EBOLA OUTBREAK KILLS 100 IN CONGO
11 Mar 2003
Source: CNN, March 11, 2003
Ebola outbreak kills 100 in Congo
BRAZZAVILLE, Congo Republic (Reuters) -- The deadly Ebola virus has killed 100 people in the remote forests of Congo Republic and wiped out nearly two-thirds of the gorillas in a reserve.
"We have reached the fateful figure of 100 dead," Congo's Health Minister Alain Moka said on Tuesday at a ceremony to accept donations to help fight the outbreak.
The latest Ebola epidemic to hit the central African country struck in January in the dense forest region of Cuvette-Ouest about 440 miles north of the capital Brazzaville.
Ebola is passed on by infected body fluids and kills between 50 and 90 percent of its victims. It starts with a high fever and headache and can lead to massive internal bleeding.
"The government has already spent more than $500,000 to put in place the logistics needed to help the stricken people but the state alone cannot help," Moka said.
"We must have the support of everybody and the international community."
There is no known cure for Ebola and authorities in central Africa have battled the disease by cordoning off affected areas and trying to stop locals eating primates.
Scientists believe this outbreak was triggered by the consumption of infected monkey meat. Bush meat is a staple among remote forest communities and deemed a delicacy in many cities.
Monkeys, chimpanzees and gorillas started dying in large numbers towards the end of last year and primatologists say the impact has been devastating on the Lossi park in Cuvette-Ouest.
At an Ebola conference in Brazzaville last week, primatologist Bermejo Magdalena told Reuters that gorillas had been disappearing at an alarming rate where she works in the Lossi sanctuary.

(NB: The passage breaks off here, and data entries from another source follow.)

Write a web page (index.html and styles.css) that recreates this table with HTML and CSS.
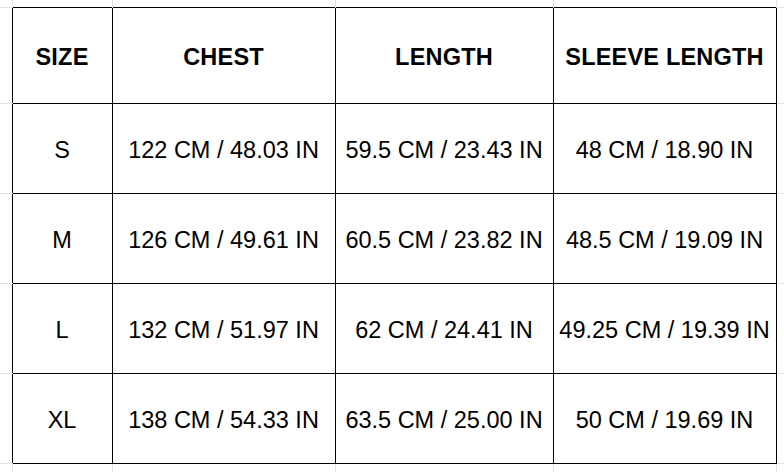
FILE: index.html
```html
<!DOCTYPE html>
<html>
<head>
<meta charset="utf-8">
<link rel="stylesheet" href="styles.css">
</head>
<body>
<table class="sheet">
  <colgroup>
    <col class="c-edge">
    <col class="c-size">
    <col class="c-wide">
    <col class="c-mid">
    <col class="c-wide">
    <col class="c-rest">
  </colgroup>
  <tr class="r-top">
    <td class="g-corner"></td>
    <td class="g-top"></td>
    <td class="g-top"></td>
    <td class="g-top"></td>
    <td class="g-top"></td>
    <td class="g-corner-r"></td>
  </tr>
  <tr class="r-head">
    <td class="g-left"></td>
    <th class="cell">SIZE</th>
    <th class="cell">CHEST</th>
    <th class="cell">LENGTH</th>
    <th class="cell">SLEEVE LENGTH</th>
    <td class="g-right"></td>
  </tr>
  <tr class="r-body">
    <td class="g-left"></td>
    <td class="cell">S</td>
    <td class="cell">122 CM / 48.03 IN</td>
    <td class="cell">59.5 CM / 23.43 IN</td>
    <td class="cell">48 CM / 18.90 IN</td>
    <td class="g-right"></td>
  </tr>
  <tr class="r-body">
    <td class="g-left"></td>
    <td class="cell">M</td>
    <td class="cell">126 CM / 49.61 IN</td>
    <td class="cell">60.5 CM / 23.82 IN</td>
    <td class="cell">48.5 CM / 19.09 IN</td>
    <td class="g-right"></td>
  </tr>
  <tr class="r-body">
    <td class="g-left"></td>
    <td class="cell">L</td>
    <td class="cell">132 CM / 51.97 IN</td>
    <td class="cell">62 CM / 24.41 IN</td>
    <td class="cell">49.25 CM / 19.39 IN</td>
    <td class="g-right"></td>
  </tr>
  <tr class="r-body">
    <td class="g-left"></td>
    <td class="cell">XL</td>
    <td class="cell">138 CM / 54.33 IN</td>
    <td class="cell">63.5 CM / 25.00 IN</td>
    <td class="cell">50 CM / 19.69 IN</td>
    <td class="g-right"></td>
  </tr>
  <tr class="r-bottom">
    <td class="g-bl"></td>
    <td class="g-bottom"></td>
    <td class="g-bottom"></td>
    <td class="g-bottom"></td>
    <td class="g-bottom"></td>
    <td class="g-br"></td>
  </tr>
</table>
</body>
</html>
```

FILE: styles.css
```css
html, body {
  margin: 0;
  padding: 0;
  background: #ffffff;
}

.sheet {
  border-collapse: collapse;
  table-layout: fixed;
  width: 784px;
  font-family: "Liberation Sans", Arial, sans-serif;
  font-size: 23.5px;
  color: #000000;
}

.c-edge { width: 12px; }
.c-size { width: 100px; }
.c-wide { width: 223px; }
.c-mid { width: 218px; }
.c-rest { width: 8px; }

.r-top { height: 7px; }
.r-head { height: 96px; }
.r-body { height: 90px; }
.r-bottom { height: 9px; }

td, th {
  padding: 0;
}

.cell {
  border: 1px solid #000000;
  text-align: center;
  vertical-align: middle;
  padding-top: 4px;
  white-space: nowrap;
  overflow: visible;
}

th.cell {
  font-weight: bold;
  letter-spacing: 0.2px;
}

.g-corner {
  border-right: 1px solid #e2e2e2;
  border-bottom: 1px solid #e2e2e2;
}
.g-top {
  border-right: 1px solid #e2e2e2;
}
.g-corner-r {
  border-bottom: 1px solid #e2e2e2;
}
.g-left,
.g-right {
  border-bottom: 1px solid #e2e2e2;
}
.g-bl,
.g-bottom {
  border-right: 1px solid #e2e2e2;
}
```
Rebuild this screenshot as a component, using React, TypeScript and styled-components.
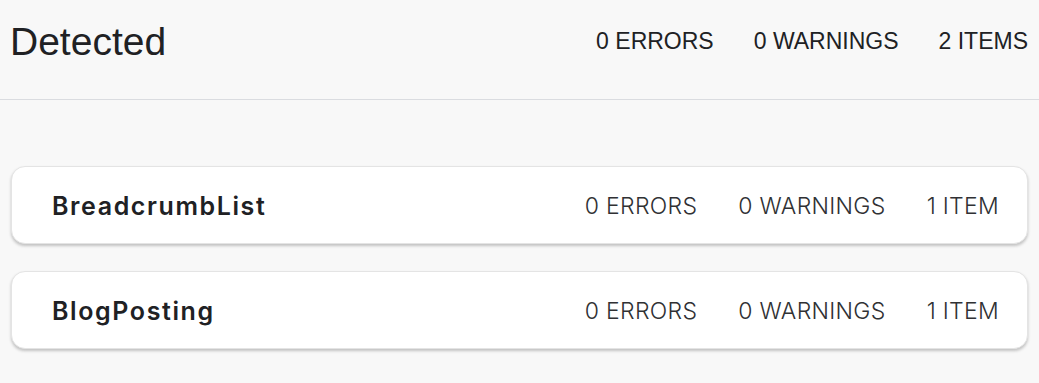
import React from "react";
import styled, { createGlobalStyle } from "styled-components";

const Global = createGlobalStyle`
  html, body { margin: 0; padding: 0; background: #f8f8f8; }
  body { font-family: "Liberation Sans", Arial, sans-serif; color: #202124; }
`;

const Page = styled.div`
  width: 1039px;
  height: 383px;
  overflow: hidden;
  background: #f8f8f8;
`;

const Header = styled.header`
  height: 100px;
  box-sizing: border-box;
  border-bottom: 1px solid #dadce0;
  display: flex;
  align-items: center;
  justify-content: space-between;
  padding: 0 11px 17px 10px;
`;

const Title = styled.h1`
  margin: 0;
  font-family: "Liberation Sans", Arial, sans-serif;
  font-weight: 400;
  font-size: 39px;
  line-height: 1;
  color: #202124;
`;

const Stats = styled.div<{ $gap: number }>`
  display: flex;
  gap: ${(p) => p.$gap}px;
`;

const HeaderStat = styled.span`
  font-family: "Liberation Sans", Arial, sans-serif;
  font-size: 23px;
  color: #202124;
`;

const CardStat = styled.span`
  font-family: Inter, "Noto Sans", sans-serif;
  font-size: 23px;
  font-weight: 300;
  letter-spacing: 0.3px;
  color: #303134;
`;

const List = styled.div`
  display: flex;
  flex-direction: column;
  gap: 27px;
  padding: 66px 11px 0 11px;
`;

const Card = styled.div`
  height: 78px;
  box-sizing: border-box;
  background: #fff;
  border: 1px solid #e4e4e4;
  border-radius: 14px;
  box-shadow: 0 2px 3px rgba(0, 0, 0, 0.22);
  display: flex;
  align-items: center;
  justify-content: space-between;
  padding: 2px 28px 0 40px;
`;

const CardTitle = styled.span`
  font-family: Inter, "Noto Sans", sans-serif;
  font-size: 25px;
  font-weight: 600;
  letter-spacing: 1.6px;
  color: #202124;
`;

const items = [
  { name: "BreadcrumbList", count: "1 ITEM" },
  { name: "BlogPosting", count: "1 ITEM" },
];

export default function App() {
  return (
    <Page>
      <Global />
      <Header>
        <Title>Detected</Title>
        <Stats $gap={40}>
          <HeaderStat>0 ERRORS</HeaderStat>
          <HeaderStat>0 WARNINGS</HeaderStat>
          <HeaderStat>2 ITEMS</HeaderStat>
        </Stats>
      </Header>
      <List>
        {items.map((it) => (
          <Card key={it.name}>
            <CardTitle>{it.name}</CardTitle>
            <Stats $gap={41}>
              <CardStat>0 ERRORS</CardStat>
              <CardStat>0 WARNINGS</CardStat>
              <CardStat>{it.count}</CardStat>
            </Stats>
          </Card>
        ))}
      </List>
    </Page>
  );
}
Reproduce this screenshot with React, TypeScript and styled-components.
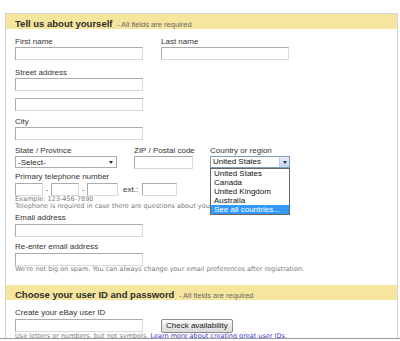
import React from 'react'
import styled, { createGlobalStyle } from 'styled-components'

const GlobalStyle = createGlobalStyle`
  html, body {
    margin: 0;
    padding: 0;
    background: #fff;
  }
  body {
    font-family: "Liberation Sans", Arial, sans-serif;
    color: #333;
  }
`

const Frame = styled.div`
  width: 400px;
  height: 339px;
  box-sizing: border-box;
  padding-top: 13px;
  border-bottom: 1px solid #9a9a9a;
  overflow: hidden;
`
const Panel = styled.div`
  width: 393px;
  margin-left: 5px;
  box-sizing: border-box;
  border: 1px solid #d6d6d6;
`
const Header = styled.div`
  height: 15px;
  line-height: 15px;
  padding-left: 9px;
  background: #f6e59c;
  white-space: nowrap;
`
const Title = styled.span`
  font-size: 9.5px;
  font-weight: bold;
  color: #2e2e2e;
`
const Note = styled.span`
  font-size: 7.5px;
  color: #6a6a6a;
`
const Body = styled.div<{ $pb?: number }>`
  padding: 0 0 ${p => p.$pb ?? 0}px 9px;
`
const Row = styled.div<{ $mt?: number; $gap: number }>`
  display: flex;
  align-items: flex-start;
  gap: ${p => p.$gap}px;
  margin-top: ${p => p.$mt ?? 0}px;
`
const Field = styled.div<{ $mt?: number; $w: number }>`
  position: relative;
  display: flex;
  flex-direction: column;
  width: ${p => p.$w}px;
  margin-top: ${p => p.$mt ?? 0}px;
`
const Label = styled.div`
  height: 10px;
  line-height: 10px;
  font-size: 8px;
  color: #333;
  white-space: nowrap;
`
const TextBox = styled.input<{ $w: number; $mt?: number }>`
  display: block;
  width: ${p => p.$w}px;
  height: 13px;
  margin: ${p => p.$mt ?? 0}px 0 0 0;
  padding: 0;
  box-sizing: border-box;
  border: 1px solid;
  border-color: #ababab #dadada #dadada #ababab;
  background: #fff;
  outline: none;
`
const SelectBox = styled.div<{ $w: number }>`
  display: flex;
  align-items: center;
  justify-content: space-between;
  width: ${p => p.$w}px;
  height: 12px;
  box-sizing: border-box;
  padding: 0 3px 0 2px;
  border: 1px solid #a5acb2;
  font-size: 8px;
  color: #222;
`
const Caret = styled.span`
  width: 0;
  height: 0;
  border-left: 2px solid transparent;
  border-right: 2px solid transparent;
  border-top: 3px solid #333;
`
const CountryBox = styled.div`
  display: flex;
  align-items: stretch;
  height: 12px;
  box-sizing: border-box;
  border: 1px solid #7f9db9;
  font-size: 8px;
  line-height: 10px;
  color: #111;
`
const CountryText = styled.span`
  flex: 1;
  padding-left: 2px;
`
const ArrowButton = styled.span`
  display: flex;
  align-items: center;
  justify-content: center;
  width: 9px;
  border-left: 1px solid #b9c9ef;
  background: linear-gradient(#e6eefc, #c3d3f7);
`
const DropList = styled.div`
  position: absolute;
  top: 22px;
  left: 0;
  width: 80px;
  box-sizing: border-box;
  border: 1px solid #666;
  background: #fff;
  z-index: 2;
`
const DropItem = styled.div<{ $active?: boolean }>`
  height: 9px;
  line-height: 9px;
  padding-left: 3px;
  font-size: 8px;
  color: ${p => (p.$active ? '#fff' : '#111')};
  background: ${p => (p.$active ? '#3399ff' : 'transparent')};
  white-space: nowrap;
`
const Dash = styled.span`
  width: 8px;
  text-align: center;
  font-size: 8px;
  line-height: 13px;
  color: #555;
`
const ExtLabel = styled.span`
  margin: 0 4px 0 5px;
  font-size: 8px;
  line-height: 13px;
  color: #333;
`
const Hint = styled.div<{ $mt?: number }>`
  margin-top: ${p => p.$mt ?? 0}px;
  font-family: "DejaVu Sans", Verdana, sans-serif;
  font-size: 6.5px;
  line-height: 7px;
  color: #7a7a7a;
  white-space: nowrap;
`
const HelpLink = styled.a`
  color: #3b3bc4;
  text-decoration: none;
`
const Button = styled.button`
  height: 14px;
  padding: 0 4px;
  box-sizing: border-box;
  border: 1px solid #8c8c8c;
  border-radius: 2px;
  background: linear-gradient(#fbfbfb, #dadada);
  font-family: "Liberation Sans", Arial, sans-serif;
  font-size: 8px;
  line-height: 12px;
  color: #222;
  white-space: nowrap;
`

const countries = ['United States', 'Canada', 'United Kingdom', 'Australia', 'See all countries...']

const App: React.FC = () => {
  return (
    <Frame>
      <GlobalStyle />
      <Panel>
        <Header>
          <Title>Tell us about yourself</Title> <Note>- All fields are required</Note>
        </Header>
        <Body $pb={12}>
          <Row $mt={8} $gap={18}>
            <Field $w={128}>
              <Label>First name</Label>
              <TextBox $w={128} />
            </Field>
            <Field $w={128}>
              <Label>Last name</Label>
              <TextBox $w={128} />
            </Field>
          </Row>
          <Field $mt={8} $w={128}>
            <Label>Street address</Label>
            <TextBox $w={128} />
            <TextBox $w={128} $mt={7} />
          </Field>
          <Field $mt={6} $w={128}>
            <Label>City</Label>
            <TextBox $w={128} />
          </Field>
          <Row $mt={6} $gap={17}>
            <Field $w={102}>
              <Label>State / Province</Label>
              <SelectBox $w={102}>
                <span>-Select-</span>
                <Caret />
              </SelectBox>
            </Field>
            <Field $w={59}>
              <Label>ZIP / Postal code</Label>
              <TextBox $w={59} />
            </Field>
            <Field $w={80}>
              <Label>Country or region</Label>
              <CountryBox>
                <CountryText>United States</CountryText>
                <ArrowButton>
                  <Caret />
                </ArrowButton>
              </CountryBox>
              <DropList>
                {countries.map((c, i) => (
                  <DropItem key={c} $active={i === countries.length - 1}>
                    {c}
                  </DropItem>
                ))}
              </DropList>
            </Field>
          </Row>
          <Field $mt={3} $w={300}>
            <Label>Primary telephone number</Label>
            <Row $mt={1} $gap={0}>
              <TextBox $w={28} />
              <Dash>-</Dash>
              <TextBox $w={28} />
              <Dash>-</Dash>
              <TextBox $w={31} />
              <ExtLabel>ext.:</ExtLabel>
              <TextBox $w={35} />
            </Row>
          </Field>
          <Hint>Example: 123-456-7890</Hint>
          <Hint>Telephone is required in case there are questions about your account.</Hint>
          <Field $mt={3} $w={128}>
            <Label>Email address</Label>
            <TextBox $w={128} $mt={1} />
          </Field>
          <Field $mt={5} $w={128}>
            <Label>Re-enter email address</Label>
            <TextBox $w={128} $mt={1} />
          </Field>
          <Hint>We're not big on spam. You can always change your email preferences after registration.</Hint>
        </Body>
        <Header>
          <Title>Choose your user ID and password</Title> <Note>- All fields are required</Note>
        </Header>
        <Body>
          <Field $mt={8} $w={300}>
            <Label>Create your eBay user ID</Label>
            <Row $mt={1} $gap={18}>
              <TextBox $w={128} />
              <Button>Check availability</Button>
            </Row>
          </Field>
          <Hint>
            Use letters or numbers, but not symbols. <HelpLink href="#">Learn more about creating great user IDs.</HelpLink>
          </Hint>
        </Body>
      </Panel>
    </Frame>
  )
}

export default App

"In the sanctuary of about 1,200 gorillas we are now down to just 450 gorillas. We have recorded the disappearance of 600 to 800 gorillas," she said, adding the outbreak could spread to the nearby Odzala park and might then contaminate forests in Gabon.
"If Odzala is also contaminated by the epidemic, that's nearly 20,000 gorillas under threat. That's very serious, catastrophic," she said.
Ebola killed 73 people in Gabon and the same area of Congo in an epidemic from October 2001 to February 2002 but experts fear this outbreak is more virulent.
The disease takes its name from a river in the Democratic Republic of Congo where Ebola was discovered in 1976. The worst outbreak was there in 1995 when more than 250 people died.
Despite scientists' efforts to change villagers' eating habits and burial rites, which can involve handling the internal organs of corpses, many believe occult forces are at work.
Four teachers accused of casting a spell to cause the latest Ebola outbreak were stoned and beaten to death in February.